Let's consider an example where we have 80000 independent, non-parallel single-core runs, each taking from 0 to 30 minutes, with a 15-minute average. In the worst case, all the runs in a batch job take the maximum amount of time, 30 minutes. We can see that a single 40-hour batch job should be enough for at least 80 runs with a single core, and 3200 runs with all 40 cores in a full compute node. Thus, all 80000 runs should fit in 25 40-hour batch jobs, each reserving one full compute node.

Let's say our application is a real disk-hog, and in addition to one input file and one output file that we wish to keep, it also creates 100 temporary files in the current directory. We can have at maximum about 400 input and output files in a single directory, and use the fast local disk in the I/O nodes for the temporary files.

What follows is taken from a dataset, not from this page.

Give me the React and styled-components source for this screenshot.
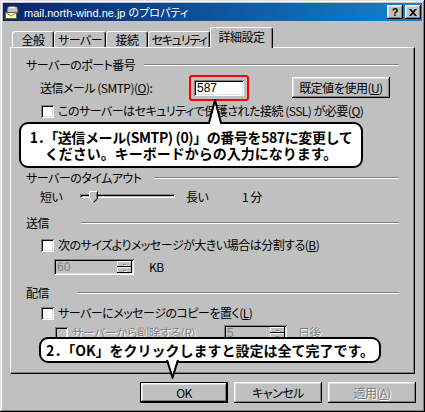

For 80000 runs we thus get 200 directories, each with 400 runs.

many
    dir-001
        input-001
        input-002
        ...
        input-400
    dir-002
    ...
    dir-200

Additional consideration needs to be taken if the single runs are parallel, or there are dependencies between them, but that's another story.

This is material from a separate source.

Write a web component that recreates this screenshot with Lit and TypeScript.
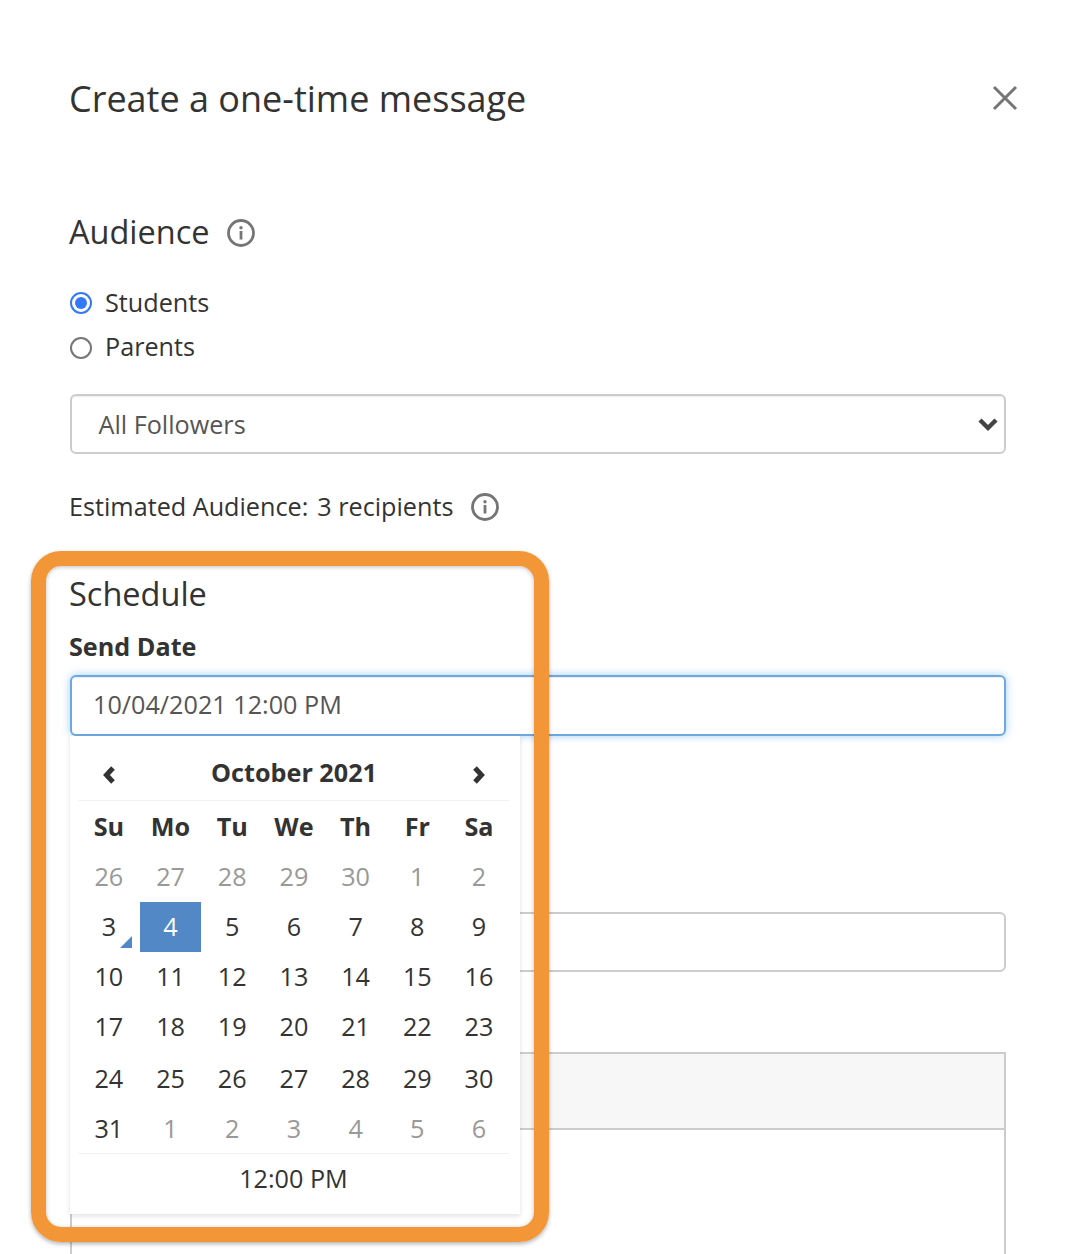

Let's look at the job script for our example case:

#!/bin/bash
#SBATCH --partition=small
#SBATCH --account=<project>
#SBATCH --nodes=1
#SBATCH --ntasks=1
#SBATCH --cpus-per-task=40
#SBATCH --time=40:00:00
#SBATCH --mem=160G
#SBATCH --gres=nvme:3600
#SBATCH --array=0-24

cd /scratch/${SLURM_JOB_ACCOUNT}/many

(( from_dir_index = SLURM_ARRAY_TASK_ID * 8 + 1 ))
(( to_dir_index = SLURM_ARRAY_TASK_ID * 8 + 8 ))

job_dirs=$(printf "%dir-%03d " $(seq $from_dir_index $to_dir_index))

find $job_dirs -name 'input-*' | \
    xargs -n 1 -P $SLURM_CPUS_PER_TASK bash wrapper.sh {}

The batch job reserves a whole node for 40 hours. One task starts in the node, which has access to all 40 CPU cores in the node. Since we reserve all the cores, we can reserve all the memory and all the local disk all the same, no need to be stringy here. The last line, #SBATCH --array=0,24, tells the batch system to execute 25 copies of this job, each job identified by a unique number in environment variable SLURM_ARRAY_TASK_ID. Depending on the queue situation, many of these jobs can run in parallel.

The xargs command is usually provided by the base operating system. In HPC systems one often needs to load a module to make similar GNU Parallel parallel command available. We use xargs command (or GNU Parallel) within the node to "schedule" all 3200 runs in a job, so that at any point in time all 40 cores are busy, but not overloaded.

Next lines calculate which directories belong to the current array job, using the SLURM_ARRAY_TASK_ID environment variable.

The main "loop" of the script is implemented with xargs command (or GNU Parallel parallel command). With the option -P $SLURM_CPUS_PER_TASK we tell xargs to keep running 40 commands (applications) in parallel. Since we need to copy files into and out from the local SSD for each run, we wrap our application in a small shell script, wrapper.sh, which takes the input file name as an argument. The names of the input files are fed to xargs through a pipe, and xargs keeps on running the bash wrapper.sh <input file> command as long as there are arguments in the pipe.

Separating the wrapper script from the batch job script makes it possible to develop and test each other separately. In general, use small test sets when developing the workflow, and do not expect to get it perfect on the first try. You can study and test a small version of the example case with

export SBATCH_ACCOUNT=<your project>
wget -c https://a3s.fi/docs-files/support/tutorials/many.tar.gz -O - | tar xz
cd many
bash create_inputs.sh
tree /scratch/${SBATCH_ACCOUNT}/many
sbatch job.sh

Note

Running multiple separate jobs inside a larger allocation may result in idle resources. Please make sure that such a job has a lot of quick jobs to run, so that the last running job is not keeping the complete allocation alive for long. Thus, the length of a subjob should be much less than the duration of the allocation, and the number of subjobs much larger than the cores requested in one task.

You can use seff to learn how long past jobs have been.